Apparently there are ways of doing this in constant time, but the technique described in the above article draws a connection between probability distributions, Huffman encoding, algorithmic complexity, and entropy.
What these posts had been leading up to was two things- given such a technique like the one mentioned above, we can generate a single number in the distribution describing the probability of getting each number of mutations for in a population (from 0 to p*n with p the size of the population and n the size of the individuals). Then we need that many random numbers to pick out places to mutate. This is much, much more efficient then the naive way of generating a random number per location (which I see used a lot).

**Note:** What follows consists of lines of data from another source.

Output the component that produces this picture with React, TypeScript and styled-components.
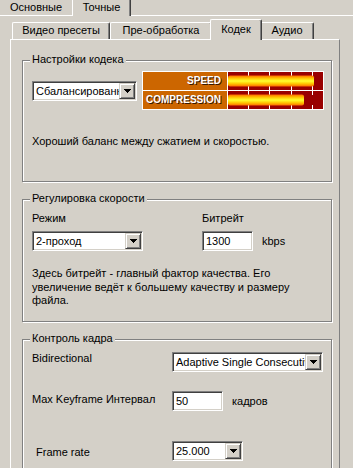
import React from "react";
import styled, { createGlobalStyle } from "styled-components";

const Global = createGlobalStyle`
  html, body { margin: 0; padding: 0; background: #D4D0C8; overflow: hidden; }
  body { font-family: "Liberation Sans", Arial, sans-serif; font-size: 11px; color: #000; line-height: 13px; }
`;

const Page = styled.div`
  width: 353px;
  height: 468px;
  overflow: hidden;
`;

const OuterTabStrip = styled.div`
  display: flex;
  align-items: flex-end;
  height: 15px;
  margin-left: -2px;
`;

const OuterTab = styled.div<{ $w: number; $sel?: boolean }>`
  box-sizing: border-box;
  position: relative;
  z-index: ${(p) => (p.$sel ? 2 : 1)};
  width: ${(p) => p.$w}px;
  height: ${(p) => (p.$sel ? 20 : 17)}px;
  margin: ${(p) => (p.$sel ? "0 -2px -1px" : "0")};
  background: #d4d0c8;
  border-top: 1px solid #fff;
  border-left: 1px solid #fff;
  border-right: 1px solid #404040;
  box-shadow: inset -1px 0 #808080;
  display: flex;
  justify-content: center;
  align-items: flex-end;
  padding-bottom: ${(p) => (p.$sel ? 2 : 1)}px;
  white-space: nowrap;
`;

const OuterPanel = styled.div`
  border-top: 1px solid #fff;
  padding: 3px 0 0 10px;
`;

const InnerTabStrip = styled.div`
  display: flex;
  align-items: flex-end;
  height: 20px;
  padding-left: 2px;
`;

const Tab = styled.div<{ $w: number; $sel?: boolean }>`
  box-sizing: border-box;
  position: relative;
  z-index: ${(p) => (p.$sel ? 2 : 1)};
  width: ${(p) => p.$w}px;
  height: ${(p) => (p.$sel ? 21 : 17)}px;
  margin: ${(p) => (p.$sel ? "0 -2px -1px" : "0")};
  background: #d4d0c8;
  border-top: 1px solid #fff;
  border-left: 1px solid #fff;
  border-right: 1px solid #404040;
  box-shadow: inset -1px 0 #808080;
  border-radius: 2px 2px 0 0;
  display: flex;
  justify-content: center;
  align-items: flex-start;
  padding-top: ${(p) => (p.$sel ? 3 : 1)}px;
  white-space: nowrap;
`;

const InnerPanel = styled.div`
  box-sizing: border-box;
  width: 330px;
  border-top: 1px solid #fff;
  border-left: 1px solid #fff;
  border-right: 1px solid #808080;
  padding: 20px 0 0 11px;
  display: flex;
  flex-direction: column;
  gap: 17px;
`;

const Group = styled.section<{ $h: number }>`
  position: relative;
  box-sizing: border-box;
  width: 310px;
  height: ${(p) => p.$h}px;
  border: 1px solid #808080;
  box-shadow: inset 1px 1px 0 #fff, 1px 1px 0 #fff;
`;

const GroupLabel = styled.span`
  position: absolute;
  top: -8px;
  left: 7px;
  padding: 0 2px;
  background: #d4d0c8;
  line-height: 13px;
  white-space: nowrap;
`;

const Body = styled.div<{ $top: number }>`
  padding: ${(p) => p.$top}px 0 0 9px;
`;

const CodecRow = styled.div`
  display: flex;
  align-items: center;
  gap: 5px;
`;

const Combo = styled.div<{ $w: number }>`
  box-sizing: border-box;
  width: ${(p) => p.$w}px;
  height: 20px;
  display: flex;
  padding: 1px;
  background: #fff;
  border: 1px solid;
  border-color: #808080 #fff #fff #808080;
  box-shadow: inset 1px 1px #404040, inset -1px -1px #d4d0c8;
  flex-shrink: 0;
`;

const ComboText = styled.div`
  flex: 1;
  min-width: 0;
  overflow: hidden;
  white-space: nowrap;
  padding-left: 2px;
  line-height: 16px;
`;

const DropButton = styled.div`
  box-sizing: border-box;
  width: 16px;
  height: 16px;
  flex-shrink: 0;
  background: #d4d0c8;
  border: 1px solid;
  border-color: #d4d0c8 #404040 #404040 #d4d0c8;
  box-shadow: inset 1px 1px #fff, inset -1px -1px #808080;
  display: flex;
  align-items: center;
  justify-content: center;
`;

const Field = styled.div<{ $w: number }>`
  box-sizing: border-box;
  width: ${(p) => p.$w}px;
  height: 20px;
  padding: 1px 1px 1px 3px;
  background: #fff;
  border: 1px solid;
  border-color: #808080 #fff #fff #808080;
  box-shadow: inset 1px 1px #404040, inset -1px -1px #d4d0c8;
  line-height: 16px;
  flex-shrink: 0;
`;

const Chart = styled.div`
  display: grid;
  grid-template-columns: 84px 95px;
  grid-auto-rows: 18px;
  gap: 1px;
  background: #fff;
  border: 1px solid #fff;
`;

const ChartLabel = styled.div`
  background: #cc6600;
  color: #fff;
  font-weight: bold;
  font-size: 10px;
  line-height: 18px;
  text-align: right;
  padding-right: 6px;
  text-shadow: 1px 1px 0 #3a1800;
  letter-spacing: 0;
`;

const Hint = styled.div<{ $top: number }>`
  margin-top: ${(p) => p.$top}px;
  white-space: nowrap;
`;

const SpeedRow = styled.div`
  display: flex;
`;

const Column = styled.div<{ $w?: number }>`
  display: flex;
  flex-direction: column;
  gap: 6px;
  width: ${(p) => (p.$w ? `${p.$w}px` : "auto")};
`;

const InlineRow = styled.div<{ $gap: number }>`
  display: flex;
  align-items: center;
  gap: ${(p) => p.$gap}px;
`;

const Desc = styled.div`
  margin-top: 16px;
  line-height: 13.5px;
  white-space: nowrap;
`;

const FormRow = styled.div<{ $top: number }>`
  display: flex;
  align-items: flex-start;
  margin-top: ${(p) => p.$top}px;
`;

const RowLabel = styled.div<{ $dy: number; $dx?: number }>`
  box-sizing: border-box;
  width: 140px;
  padding-top: ${(p) => p.$dy}px;
  padding-left: ${(p) => p.$dx ?? 0}px;
  white-space: nowrap;
`;

const Arrow = () => (
  <svg width="7" height="4" viewBox="0 0 7 4" shapeRendering="crispEdges">
    <rect x="0" y="0" width="7" height="1" fill="#000" />
    <rect x="1" y="1" width="5" height="1" fill="#000" />
    <rect x="2" y="2" width="3" height="1" fill="#000" />
    <rect x="3" y="3" width="1" height="1" fill="#000" />
  </svg>
);

const Select: React.FC<{ w: number; value: string }> = ({ w, value }) => (
  <Combo $w={w}>
    <ComboText>{value}</ComboText>
    <DropButton>
      <Arrow />
    </DropButton>
  </Combo>
);

const Bar: React.FC<{ len: number; id: string }> = ({ len, id }) => (
  <svg width="95" height="18" viewBox="0 0 95 18" style={{ display: "block" }}>
    <defs>
      <linearGradient id={id} x1="0" y1="0" x2="0" y2="1">
        <stop offset="0" stopColor="#ff6a00" />
        <stop offset="0.25" stopColor="#ffc400" />
        <stop offset="0.5" stopColor="#ffff30" />
        <stop offset="0.75" stopColor="#ffc400" />
        <stop offset="1" stopColor="#ff6a00" />
      </linearGradient>
    </defs>
    <rect x="0" y="0" width="95" height="18" fill="#990000" />
    {[20, 41, 63, 84].map((x) => (
      <g key={x} shapeRendering="crispEdges">
        <rect x={x} y="0" width="1" height="4" fill="#fff" />
        <rect x={x} y="14" width="1" height="4" fill="#fff" />
      </g>
    ))}
    <rect x="0" y="3.5" width={len} height="11" rx="2" fill={`url(#${id})`} />
  </svg>
);

export default function App() {
  return (
    <Page>
      <Global />
      <OuterTabStrip>
        <OuterTab $w={76}>Основные</OuterTab>
        <OuterTab $w={59} $sel>
          Точные
        </OuterTab>
      </OuterTabStrip>
      <OuterPanel>
        <InnerTabStrip>
          <Tab $w={98}>Видео пресеты</Tab>
          <Tab $w={102}>Пре-обработка</Tab>
          <Tab $w={52} $sel>
            Кодек
          </Tab>
          <Tab $w={54}>Аудио</Tab>
        </InnerTabStrip>
        <InnerPanel>
          <Group $h={122}>
            <GroupLabel>Настройки кодека</GroupLabel>
            <Body $top={10}>
              <CodecRow>
                <Select w={105} value="Сбалансированный" />
                <Chart>
                  <ChartLabel>SPEED</ChartLabel>
                  <Bar len={86} id="g1" />
                  <ChartLabel>COMPRESSION</ChartLabel>
                  <Bar len={76} id="g2" />
                </Chart>
              </CodecRow>
              <Hint $top={25}>Хороший баланс между сжатием и скоростью.</Hint>
            </Body>
          </Group>
          <Group $h={123}>
            <GroupLabel>Регулировка скорости</GroupLabel>
            <Body $top={12}>
              <SpeedRow>
                <Column $w={170}>
                  <div>Режим</div>
                  <Select w={111} value="2-проход" />
                </Column>
                <Column>
                  <div>Битрейт</div>
                  <InlineRow $gap={9}>
                    <Field $w={51}>1300</Field>
                    <span>kbps</span>
                  </InlineRow>
                </Column>
              </SpeedRow>
              <Desc>
                Здесь битрейт - главный фактор качества. Его
                <br />
                увеличение ведёт к большему качеству и размеру
                <br />
                файла.
              </Desc>
            </Body>
          </Group>
          <Group $h={160}>
            <GroupLabel>Контроль кадра</GroupLabel>
            <Body $top={12}>
              <FormRow $top={0}>
                <RowLabel $dy={0}>Bidirectional</RowLabel>
                <Select w={151} value="Adaptive Single Consecutive" />
              </FormRow>
              <FormRow $top={19}>
                <RowLabel $dy={2}>Max Keyframe Интервал</RowLabel>
                <InlineRow $gap={9}>
                  <Field $w={51}>50</Field>
                  <span>кадров</span>
                </InlineRow>
              </FormRow>
              <FormRow $top={30}>
                <RowLabel $dy={5} $dx={4}>
                  Frame rate
                </RowLabel>
                <Select w={71} value="25.000" />
              </FormRow>
            </Body>
          </Group>
        </InnerPanel>
      </OuterPanel>
    </Page>
  );
}
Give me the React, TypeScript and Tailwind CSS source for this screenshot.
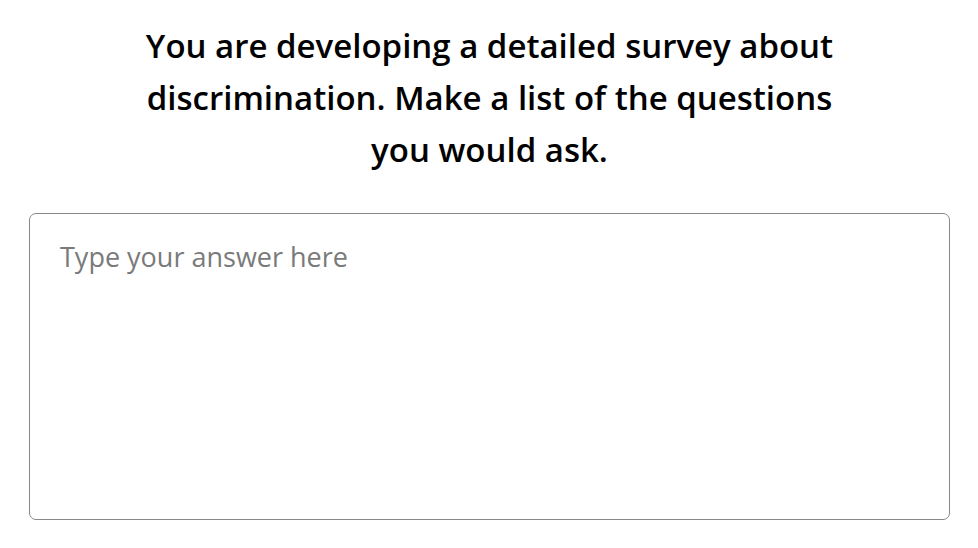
import { useState } from 'react'

export default function App() {
  const [answer, setAnswer] = useState('')

  return (
    <main className="min-h-screen bg-white pl-[29px] pr-[28px] pt-[20px] font-['Open_Sans',sans-serif]">
      <h1 className="mx-auto max-w-[760px] text-center text-[33px] font-semibold leading-[52px] text-black">
        You are developing a detailed survey about
        <br />
        discrimination. Make a list of the questions
        <br />
        you would ask.
      </h1>

      <textarea
        value={answer}
        onChange={(e) => setAnswer(e.target.value)}
        placeholder="Type your answer here"
        className="mt-[37px] block h-[307px] w-full resize-none rounded-[7px] border-[1.5px] border-[#888888] pl-[30px] pr-[29px] py-[26px] text-[27px] leading-[34px] text-black outline-none placeholder:text-[#7a7a7a]"
      />
    </main>
  )
}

The other point I was leading to is that we can get a distribution of 1s in a random number besides 0.5 by using AND, OR, and XOR on evenly distributed bits. This means is we want some distribution with p probability of a bit being a 1, and we start with samples from p=0.5, some fixed combination of samples will give us the desired distribution within any desired accuracy. This can be seen either with numbers in [0, 1] (continuous) or with sets of outcomes a subset of which are considered successes (discrete). The operators in the continuous case are: AND is pp' = p*p', OR is p+p' = p + p' - p*p', XOR is pxp' = p*(1-p') + p'*(1-p) - p*p', and NOT is -p = 1-p. In the discrete case we have the size of a set, n, and the number of successes, k, such that k <= n, so I'm going to write (n, k) has a probability of success k/n. The operators are then: AND is (n, k)(n', k') = (n*n', k*k'), OR is (n, k)+(n', k') = (n*n', k*n' + k'*n - k*k'), XOR is (n, k)x(n', k') = (n*n', k*(n'-k') + k'*(n-k)), and NOT is (n, k) = (n, n-k). There is presumably some way to determine the smallest number of operations starting with (2, 1) and ending with (n, k) such that p - n/k < e for any error e, although nothing comes to mind as how to find it.